Entries with page source code:
^^^^^^^^^^^^^^^^

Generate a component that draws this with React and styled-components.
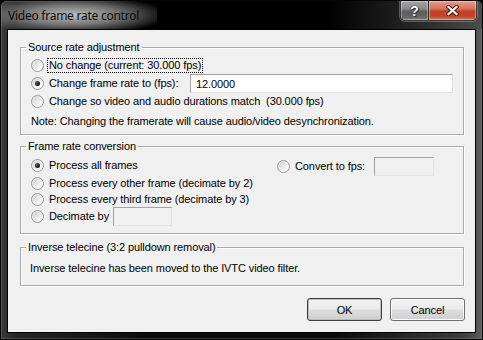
import React from "react";
import styled, { createGlobalStyle } from "styled-components";

const Global = createGlobalStyle`
  html, body { margin: 0; padding: 0; background: #000; }
  body { width: 483px; height: 340px; overflow: hidden; }
  * { box-sizing: border-box; }
`;

const UI_FONT = `"Liberation Sans", Arial, sans-serif`;

const Window = styled.div`
  width: 483px;
  height: 340px;
  display: flex;
  flex-direction: column;
  border: 1px solid #050505;
  border-radius: 6px 6px 1px 1px;
  box-shadow: inset 0 0 0 1px rgba(140, 140, 140, 0.35);
  background: linear-gradient(to right, #3a3a3a 0%, #242424 3%, #0c0c0c 30%, #0c0c0c 70%, #3c3c3c 96%, #5e5e5e 100%);
  overflow: hidden;
`;

const TitleBar = styled.div`
  height: 28px;
  flex: none;
  display: flex;
  align-items: flex-start;
  background: linear-gradient(to right, rgba(0,0,0,0) 0%, #000 28%, #000 68%, #2a2a2a 88%, #4c4c4c 100%);
`;

const Title = styled.div`
  height: 28px;
  padding: 7px 18px 0 7px;
  font-family: "Noto Sans", "Open Sans", sans-serif;
  font-size: 12px;
  line-height: 15px;
  letter-spacing: -0.25px;
  color: #0a0a0a;
  background: radial-gradient(ellipse 62% 70% at 46% 50%, rgba(200,200,200,0.95) 0%, rgba(160,160,160,0.7) 50%, rgba(60,60,60,0) 100%);
`;

const Spacer = styled.div`
  flex: 1;
`;

const CaptionGroup = styled.div`
  display: flex;
  margin-right: 5px;
  border: 1px solid #3a3a3a;
  border-top: none;
  border-radius: 0 0 5px 5px;
  overflow: hidden;
  box-shadow: 0 0 0 1px rgba(200, 200, 200, 0.35);
`;

const CaptionButton = styled.div`
  width: ${(p) => p.$w}px;
  height: 19px;
  display: flex;
  align-items: center;
  justify-content: center;
  background: ${(p) =>
    p.$close
      ? "linear-gradient(to bottom, #e29f8c 0%, #d27460 40%, #c33f22 55%, #c2452a 80%, #d8775a 100%)"
      : "linear-gradient(to bottom, #a5a5a5 0%, #8b8b8b 40%, #5e5e5e 55%, #636363 80%, #7c7c7c 100%)"};
  box-shadow: inset 0 0 0 1px rgba(255,255,255,0.35);
  & + & { border-left: 1px solid #2a2a2a; }
  font-family: "Liberation Sans", Arial, sans-serif;
  font-weight: bold;
  font-size: 14px;
  line-height: 14px;
  color: #fff;
  text-shadow: 0 0 1px #222, 0 0 1px #222, 1px 1px 0 #333;
`;

const Client = styled.div`
  margin: 0 6px;
  height: 304px;
  flex: none;
  border: 1px solid #000;
  background: #f0f0f0;
  display: flex;
  flex-direction: column;
  padding: 17px 10px 0 12px;
  font-family: ${UI_FONT};
  font-size: 11px;
  letter-spacing: -0.1px;
  color: #000;
`;

const Group = styled.div`
  position: relative;
  width: 444px;
  height: ${(p) => p.$h}px;
  margin-top: ${(p) => p.$mt || 0}px;
  border: 1px solid #a9a9a9;
  box-shadow: inset 1px 1px 0 #fff, 1px 1px 0 #fff;
  padding: ${(p) => p.$pad};
  flex: none;
`;

const Legend = styled.span`
  position: absolute;
  top: -7px;
  left: 5px;
  padding: 0 2px;
  line-height: 13px;
  background: #f0f0f0;
  white-space: nowrap;
`;

const Column = styled.div`
  display: flex;
  flex-direction: column;
`;

const Row = styled.div`
  display: flex;
  align-items: center;
  height: ${(p) => p.$h || 15}px;
  margin-top: ${(p) => p.$mt || 0}px;
  width: ${(p) => (p.$w ? `${p.$w}px` : "auto")};
  white-space: nowrap;
`;

const RadioCircle = styled.span`
  width: 13px;
  height: 13px;
  flex: none;
  border-radius: 50%;
  border: 1px solid #969696;
  background: linear-gradient(135deg, #c9c9c9 0%, #e6e6e6 45%, #fbfbfb 80%, #fff 100%);
  box-shadow: inset 0 0 0 1px rgba(255,255,255,0.6);
  display: flex;
  align-items: center;
  justify-content: center;
  &::after {
    content: "";
    display: ${(p) => (p.$checked ? "block" : "none")};
    width: 5px;
    height: 5px;
    border-radius: 50%;
    background: radial-gradient(circle at 35% 35%, #5a5a5a 0%, #141414 70%);
  }
`;

const Label = styled.span`
  margin-left: 3px;
  padding: 0 1px;
  line-height: 13px;
  border: 1px dotted ${(p) => (p.$focus ? "#000" : "transparent")};
`;

const TextBox = styled.input`
  width: ${(p) => p.$w}px;
  height: ${(p) => p.$h || 19}px;
  margin-left: auto;
  flex: none;
  padding: 0 5px;
  border: 1px solid;
  border-color: #a3a3a3 #e3e3e3 #e3e3e3 #a3a3a3;
  background: ${(p) => (p.disabled ? "#f0f0f0" : "#fff")};
  font-family: ${UI_FONT};
  font-size: 11px;
  letter-spacing: -0.1px;
  color: #000;
  outline: none;
`;

const Note = styled.div`
  margin-top: 5px;
  line-height: 15px;
  height: 15px;
  white-space: nowrap;
`;

const Split = styled.div`
  display: grid;
  grid-template-columns: 246px auto;
`;

const Plain = styled.div`
  line-height: 15px;
  white-space: nowrap;
`;

const ButtonRow = styled.div`
  display: flex;
  justify-content: flex-end;
  gap: 8px;
  margin-top: 12px;
`;

const Button = styled.div`
  width: 75px;
  height: 23px;
  display: flex;
  align-items: center;
  justify-content: center;
  border: 1px solid ${(p) => (p.$default ? "#3d3d3d" : "#707070")};
  border-radius: 3px;
  background: linear-gradient(to bottom, #f2f2f2 0%, #ebebeb 48%, #dddddd 52%, #cfcfcf 100%);
  box-shadow: inset 0 0 0 1px ${(p) => (p.$default ? "#bcbcbc" : "#fbfbfb")};
`;

const Radio = ({ checked, focus, children }) => (
  <>
    <RadioCircle $checked={checked} />
    <Label $focus={focus}>{children}</Label>
  </>
);

const CloseIcon = () => (
  <svg width="13" height="11" viewBox="0 0 13 11">
    <path d="M2.5 2 L10.5 9 M10.5 2 L2.5 9" stroke="#3b1a10" strokeWidth="4.2" strokeLinecap="square" />
    <path d="M2.5 2 L10.5 9 M10.5 2 L2.5 9" stroke="#fff" strokeWidth="2.2" strokeLinecap="square" />
  </svg>
);

export default function App() {
  return (
    <>
      <Global />
      <Window>
        <TitleBar>
          <Title>Video frame rate control</Title>
          <Spacer />
          <CaptionGroup>
            <CaptionButton $w={27}>?</CaptionButton>
            <CaptionButton $w={48} $close>
              <CloseIcon />
            </CaptionButton>
          </CaptionGroup>
        </TitleBar>
        <Client>
          <Group $h={88} $pad="10px 10px 0 10px">
            <Legend>Source rate adjustment</Legend>
            <Column>
              <Row>
                <Radio focus>No change (current: 30.000 fps)</Radio>
              </Row>
              <Row $h={19} $mt={1}>
                <Radio checked>Change frame rate to (fps):</Radio>
                <TextBox $w={263} defaultValue="12.0000" />
              </Row>
              <Row $mt={1}>
                <Radio>Change so video and audio durations match&nbsp;&nbsp;(30.000 fps)</Radio>
              </Row>
              <Note>Note: Changing the framerate will cause audio/video desynchronization.</Note>
            </Column>
          </Group>

          <Group $h={88} $mt={11} $pad="10px 10px 0 10px">
            <Legend>Frame rate conversion</Legend>
            <Split>
              <Column>
                <Row $mt={1}>
                  <Radio checked>Process all frames</Radio>
                </Row>
                <Row $mt={3}>
                  <Radio>Process every other frame (decimate by 2)</Radio>
                </Row>
                <Row $mt={1}>
                  <Radio>Process every third frame (decimate by 3)</Radio>
                </Row>
                <Row $h={19} $w={141}>
                  <Radio>Decimate by</Radio>
                  <TextBox $w={59} disabled defaultValue="" />
                </Row>
              </Column>
              <Column>
                <Row $h={19} $w={157}>
                  <Radio>Convert to fps:</Radio>
                  <TextBox $w={60} disabled defaultValue="" />
                </Row>
              </Column>
            </Split>
          </Group>

          <Group $h={39} $mt={13} $pad="13px 9px 0 9px">
            <Legend>Inverse telecine (3:2 pulldown removal)</Legend>
            <Plain>Inverse telecine has been moved to the IVTC video filter.</Plain>
          </Group>

          <ButtonRow>
            <Button $default>OK</Button>
            <Button>Cancel</Button>
          </ButtonRow>
        </Client>
      </Window>
    </>
  );
}
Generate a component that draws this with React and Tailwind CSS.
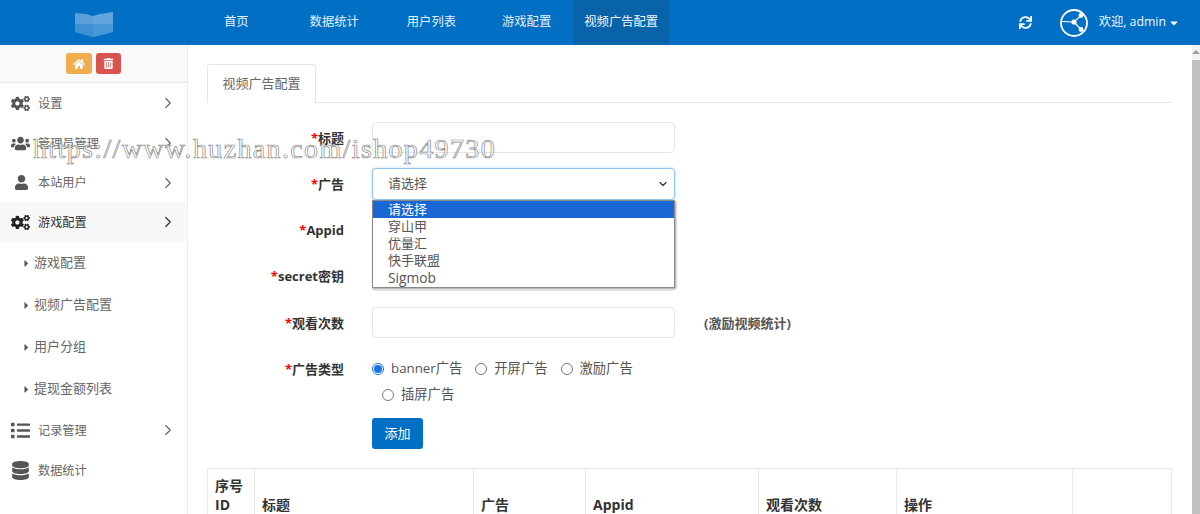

^^^^^^^^^^^^^^^^

Goal of the exercise:
Copy out all lines where the word "React" appears.

The completed task:
Generate a component that draws this with React and styled-components.
import React from "react";
Generate a component that draws this with React and Tailwind CSS.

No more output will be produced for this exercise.